Friuli: il wwf contro il progetto preliminare “incompleto” del Piano faunistico regionale

Un piano “gravemente incompleto” e non rispondente ai dettami di legge, sia della normativa regionale che di quella nazionale: è il pesante giudizio del WWF Friuli Venezia Giulia espresso nel documento di osservazioni al progetto preliminare del Piano faunistico regionale, pubblicato sul Bur del 2 gennaio scorso.

 Innanzitutto – fa notare l’associazione – “il progetto si occupa solo di specie cacciabili e non di tutte le specie faunistiche, tanto meno di quelle di interesse comunitario, contravvenendo così alle specifiche disposizioni della legge regionale 6/2008 che all’art.2 attribuisce chiaramente al PFR il compito di ‘individuare lo stato delle diverse specie selvatiche e dei relativi habitat con particolare riferimento a quelle tutelate dalla disciplina comunitaria’, nonché ‘analizzare le dinamiche delle diverse popolazioni faunistiche” e “individuare le misure volte al miglioramento dello stato faunistico e degli habitat’”.

“In particolare – sottolinea il WWF –, mentre il Piano dedica significativamente  130 pagine alla valutazione dei trofei degli ungulati, non una pagina è dedicata ai programmi specifici di conservazione faunistica relativi a specie di fauna selvatica in difficoltà, previsti dall’art.3 comma h della l.r. 6/2008. Questa lacuna rende di fatto il PFR un mero Piano faunistico venatorio, contravvenendo lo spirito della stessa legge 6, che ha voluto essere una normativa di gestione della fauna e non di mera gestione venatoria, tanto che ha previsto, diversamente dal resto d’Italia dove vigono i Piani faunistici venatori regionali, un Piano faunistico regionale”.

“In assenza dei piani di conservazione, in particolare per quelle specie che hanno uno status tale da richiedere adeguate norme di gestione come tetraonidi alpini, coturnice, lepre bianca, pernice bianca e allodola, pare evidente – afferma l’associazione – che non possa essere assicurata la giusta protezione alle specie le cui

popolazione sono in declino e non sia assicurata la sostenibilità del prelievo venatorio né la verifica

della conformità del prelievo ai criteri della Direttiva Uccelli richiamati dalla legge regionale 13/2009”.

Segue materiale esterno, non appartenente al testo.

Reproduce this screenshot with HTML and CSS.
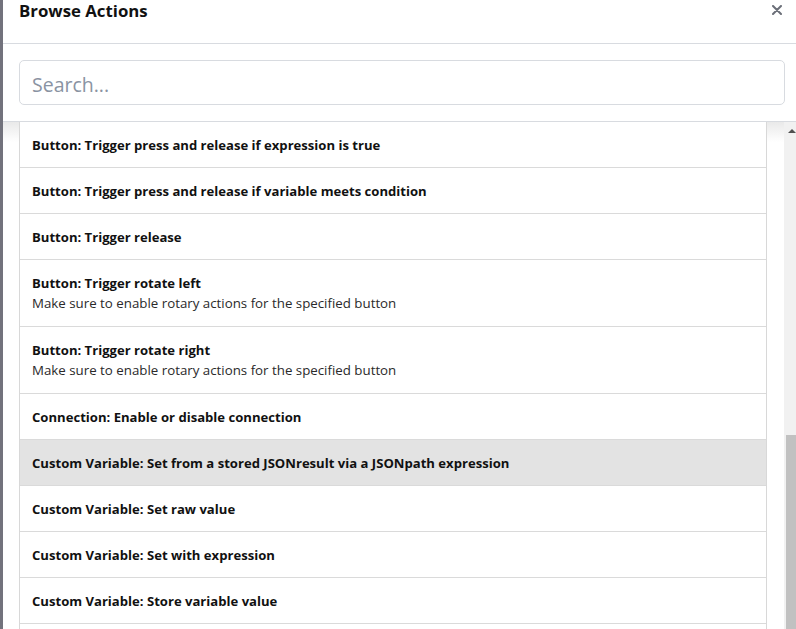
FILE: index.html
```html
<!DOCTYPE html>
<html>
<head>
<meta charset="utf-8">
<link rel="stylesheet" href="styles.css">
</head>
<body>
<div class="page">
  <div class="backdrop"></div>
  <div class="modal">
    <div class="modal-header">
      <h5 class="modal-title">Browse Actions</h5>
      <button class="close" aria-label="Close"><svg width="10" height="10" viewBox="0 0 10 10"><path d="M1 1L9 9M9 1L1 9" stroke="#6b6f78" stroke-width="2" stroke-linecap="round"/></svg></button>
    </div>
    <div class="search-row">
      <input class="search" type="text" placeholder="Search...">
    </div>
    <div class="modal-body">
      <div class="list">
        <div class="item"><div class="title">Button: Trigger press and release if expression is true</div></div>
        <div class="item"><div class="title">Button: Trigger press and release if variable meets condition</div></div>
        <div class="item"><div class="title">Button: Trigger release</div></div>
        <div class="item"><div class="title">Button: Trigger rotate left</div><div class="desc">Make sure to enable rotary actions for the specified button</div></div>
        <div class="item"><div class="title">Button: Trigger rotate right</div><div class="desc">Make sure to enable rotary actions for the specified button</div></div>
        <div class="item"><div class="title">Connection: Enable or disable connection</div></div>
        <div class="item active"><div class="title">Custom Variable: Set from a stored JSONresult via a JSONpath expression</div></div>
        <div class="item"><div class="title">Custom Variable: Set raw value</div></div>
        <div class="item"><div class="title">Custom Variable: Set with expression</div></div>
        <div class="item"><div class="title">Custom Variable: Store variable value</div></div>
        <div class="item empty"></div>
      </div>
      <div class="scrollbar">
        <div class="arrow"></div>
        <div class="track-space"></div>
        <div class="thumb"></div>
      </div>
    </div>
  </div>
</div>
</body>
</html>
```
FILE: styles.css
```css
html, body {
  margin: 0;
  padding: 0;
  height: 100%;
  overflow: hidden;
  background: #fff;
}
.page {
  display: flex;
  height: 629px;
  font-family: "Open Sans", "Noto Sans", sans-serif;
}
.backdrop {
  width: 3px;
  flex: none;
  background: #72727c;
}
.modal {
  flex: 1;
  display: flex;
  flex-direction: column;
  min-width: 0;
  background: #fff;
}
.modal-header {
  border-bottom: 1px solid #d8dbe0;
  display: flex;
  align-items: flex-start;
  justify-content: space-between;
  padding: 1px 13px 0 16px;
  box-sizing: border-box;
  height: 44px;
  flex: none;
}
.modal-title {
  margin: 0;
  font-size: 16.8px;
  font-weight: 700;
  line-height: 19px;
  color: #111;
}
.close {
  border: 0;
  background: none;
  padding: 0;
  margin: 4px 1px 0 0;
  width: 10px;
  height: 10px;
  display: block;
}
.close svg {
  display: block;
}
.search-row {
  padding: 16px 11px 16px 16px;
  border-bottom: 1px solid #d8dbe0;
  flex: none;
}
.search {
  display: block;
  width: 100%;
  box-sizing: border-box;
  height: 45px;
  border: 1px solid #d8dbe0;
  border-radius: 5px;
  padding: 4px 12px 0 12px;
  font-family: "Open Sans", "Noto Sans", sans-serif;
  font-size: 19.5px;
  color: #333;
  outline: none;
}
.search::placeholder {
  color: #8a93a2;
}
.modal-body {
  flex: 1;
  display: flex;
  min-height: 0;
  overflow: hidden;
  background: linear-gradient(#e9e9e9, #fff 20px);
}
.list {
  margin-left: 16px;
  width: 748px;
  flex: none;
  border-left: 1px solid #d8d8d8;
  border-right: 1px solid #d8d8d8;
  box-sizing: border-box;
}
.item {
  background: #fff;
  border-bottom: 1px solid #dadada;
  padding: 13px 12px 11px 12px;
}
.item.empty {
  height: 21px;
}
.item.active {
  background: #e3e3e3;
}
.title {
  font-size: 13.1px;
  font-weight: 700;
  line-height: 21px;
  color: #111;
}
.desc {
  font-size: 13.3px;
  line-height: 19px;
  padding-bottom: 2px;
  color: #2a2a2a;
}
.scrollbar {
  margin-left: 17px;
  width: 15px;
  flex: none;
  background: #f1f1f1;
  display: flex;
  flex-direction: column;
  align-items: center;
}
.arrow {
  margin-top: 7px;
  width: 0;
  height: 0;
  border-left: 4px solid transparent;
  border-right: 4px solid transparent;
  border-bottom: 4px solid #505050;
}
.track-space {
  height: 302px;
}
.thumb {
  width: 11px;
  flex: 1;
  background: #c1c1c1;
}
```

Il PFR dovrebbe essere lo strumento con cui viene accertata la rispondenza del prelievo venatorio alle direttive comunitarie in materia di specie migratrici e la sua sostenibilità e invece di tutto ciò non v’è traccia.

 

In secondo luogo, il PFR appare incompleto in quanto – scrive il WWF nelle proprie osservazioni –  “i criteri per l’individuazione dei territori assoggettati a gestione faunistica (in particolare distretti venatori, zona faunistica delle Alpi e i territori di protezione della fauna) e per la determinazione dello sforzo di caccia sono datati o non rispondenti ai requisiti previsti dalle leggi e dai documenti tecnici di gestione faunistica”. È il caso, ad esempio, dei criteri con cui sono determinati i territori destinati a protezione della fauna (zone di ripopolamento e cattura, oasi di protezione e zone di rifugio), che dovrebbero essere aree altamente vocate per le specie che si intendono tutelare e invece sono in buona parte ricavate da zone in cui la caccia non è comunque praticata a causa della vicinanza di edifici, zone artigianali o industriali, viabilità stradale e ferroviaria, aree militari.

 Ma il WWF ha presentato osservazioni puntuali anche su immissioni pronta caccia (considerate inammissibili quelle della starna), sulle munizioni contenenti piombo (di cui si richiede il divieto), sulla pratica del foraggiamento (limitazioni), e ancora su aziende faunistico venatorie e zone cinofile, ripopolamenti e appostamenti di caccia.